In 300 BCE, Euclid developed the concept of mathematical “proofs” using deductive reasoning to uncover truth. Several thousand years later, in his search for economic truth, Grant Williams, portfolio manager and strategy adviser for Singapore-based Vulpes Investment Management, laid out four mathematical “proofs” at the 66th CFA Institute Annual Conference that address the disconnects and incongruities between financial markets and the global economy.
Problem #1: If we have a global economy that is barely growing, why are major equity markets hitting all-time highs?

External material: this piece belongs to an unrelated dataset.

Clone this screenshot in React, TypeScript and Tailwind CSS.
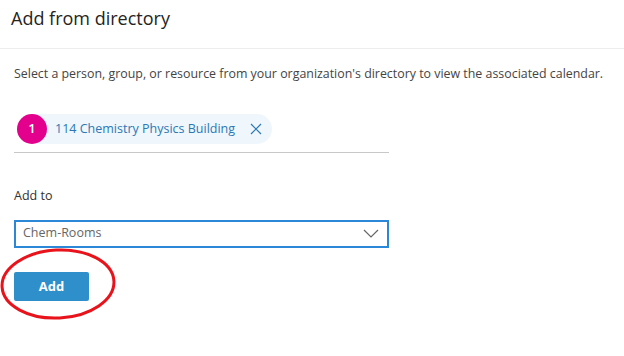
import { useState } from "react";

const font = { fontFamily: '"Segoe UI", "Open Sans", "Noto Sans", sans-serif' };

export default function App() {
  const [room, setRoom] = useState("Chem-Rooms");

  return (
    <div className="relative w-[624px] h-[356px] bg-white overflow-hidden" style={font}>
      <div className="h-[49px] border-b border-[#ededed] pl-[11px] pt-[6px]">
        <h1 className="text-[18px] leading-[24px] text-[#252423]">Add from directory</h1>
      </div>

      <div className="px-[14px]">
        <p className="mt-[16px] text-[12.4px] leading-[18px] text-[#444]">
          Select a person, group, or resource from your organization's directory to view the associated calendar.
        </p>

        <div className="w-[375px] mt-[31px] pb-[8px] border-b border-[#c8c8c8]">
          <div className="inline-flex items-center h-[30px] rounded-full bg-[#eff6fc] pr-[10px] ml-[3px]">
            <span className="w-[30px] h-[30px] rounded-full bg-[#e3008c] text-white text-[13px] font-semibold flex items-center justify-center">
              1
            </span>
            <span className="ml-[8px] text-[12.5px] text-[#2b78b5]">114 Chemistry Physics Building</span>
            <svg className="ml-[15px]" width="12" height="12" viewBox="0 0 12 12">
              <path d="M1 1L11 11M11 1L1 11" stroke="#2b78b5" strokeWidth="1.2" fill="none" />
            </svg>
          </div>
        </div>

        <label className="block mt-[34px] text-[12.5px] text-[#323130]">Add to</label>

        <div className="mt-[14px] w-[375px] h-[28px] border-2 border-[#2b88d8] flex items-center justify-between pl-[7px] pr-[8px]">
          <span className="text-[12.5px] text-[#666]">{room}</span>
          <svg width="16" height="9" viewBox="0 0 16 9" onClick={() => setRoom("Chem-Rooms")}>
            <path d="M1 1L8 8L15 1" stroke="#666" strokeWidth="1.2" fill="none" />
          </svg>
        </div>

        <button className="mt-[24px] w-[75px] h-[29px] rounded-[2px] bg-[#2e8fca] text-white text-[13px] font-bold">
          Add
        </button>
      </div>

      <svg className="absolute left-0 top-[246px]" width="120" height="76" viewBox="0 0 120 76">
        <ellipse cx="58" cy="38" rx="56" ry="34" transform="rotate(-3 58 38)" stroke="#e8131b" strokeWidth="3" fill="none" />
      </svg>
    </div>
  );
}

With the global economy limping along at 1.4% growth, Williams identified the disconnects between the underlying fundamentals and equity prices in major countries. Manufacturing and trade indicators (in the United States, the eurozone, United Kingdom, Japan, and China) are stalling, including the Purchasing Managers’ Index (PMI), the Baltic Dry Index, and the U.S. Macro Index. About 25% of companies in the S&P 500 missed earnings forecasts in the first quarter of 2013; 45% missed in Europe. But even more disturbingly, 45% of companies in the United States and 66% in Europe missed their revenue targets. Williams also cautioned the audience about valuation levels. Although, admittedly, we’re not back up to dot com–era levels, it would still require a 30% drop in the current Shiller P/E ratio of 24x earnings to get back to the ratio’s 130-year historical average of 16x. “Also, real bull markets start at about 5–7x earnings,” Williams noted.
Problem #2: If China’s manufacturing sector has stalled, how will China grow at 7.7%?
Demand for raw materials in China is slumping: PMI, iron ore prices, and copper product imports are all on a downward trend. Imports and exports are declining, and Chinese power consumption is falling. “China’s published GDP data for 31 provinces is, shall we say, ‘questionable,’” said Williams. And the sum of the provinces does not add up to the total reported GDP. He also noted that it only takes two weeks to report China’s GDP, whereas the United States takes eight weeks and the data get several revisions. Even Hong Kong takes six weeks. Unless you think China is significantly more efficient in its calculations, the timing alone makes the numbers suspect.
Problem #3: How can France realistically still be considered one of the “bailers-out” in the eurozone?
Now led by President François Hollande of the Socialist Party, France is feeling the weight of its public sector spending, currently 56% of GDP. Williams noted that the French leadership seems out of touch with economic reality, citing Hollande’s actions to reduce the retirement age from 62 to 60 and impose a 75% tax on millionaires. “French film star Gérard Depardieu was even driven to seek a better life in Russia!” exclaimed Williams. In addition, production and consumption has fallen off dramatically in France, and unemployment stands at 10.7%, the highest rate in 15 years, with youth unemployment checking in at more than 26%. France has never had a good record of reining in spending, and the last time the country had a balanced budget was 1974. Hollande has said he doesn’t believe in austerity, and France missed its own budget target in 2012 when the deficit hit 4.8% of GDP.
“You know there are dozens of famous French philosophers who have contemplated life’s issues, but can you think of one well-known French economist?” Williams quipped. Still, with all this bad news, the 10-year French bond yield is at a 250-year low of around 2%. France is ill-equipped to fund the rest of Europe, so that leaves only Germany to bail the others out, Williams said.
Problem #4: Why does the gold price not equal the price of gold?
The laws of mathematics apply to gold. As a long-time precious metals investor, Williams said, “Gold is an emotional asset and there’s no other way to value it, except emotionally. It’s your comfort level with every other investment.” He took the audience through his analysis of the disconnect between the gold price (on paper) and the price of gold (the physical one, which Williams said is the more important indicator to watch). He also discussed the unprecedented declines in the gold price on 12 April and 15 April 2013 that turned out to be an odd, 8-sigma event.
Using Math to Invest for the Long Term
In his search for truth, Williams casts a skeptical eye on policymakers and told the audience why he believes attempts are being made by central banks “to subvert the age-old laws of mathematics that would restrict them from maintaining the status quo.” In the short term, central banks have corrupted the risk-free rate, forced investors into risky assets, and suppressed volatility.
But the laws of mathematics cannot be subverted over the long term, Williams asserted. Investors who have patience and a long time horizon can take advantage of the disconnects because the natural order will eventually prevail. And he contended, as he often does on his popular website, Things That Make You Go Hmmm…, that “if something doesn’t make sense, chances are it’s nonsense and should be treated as such.”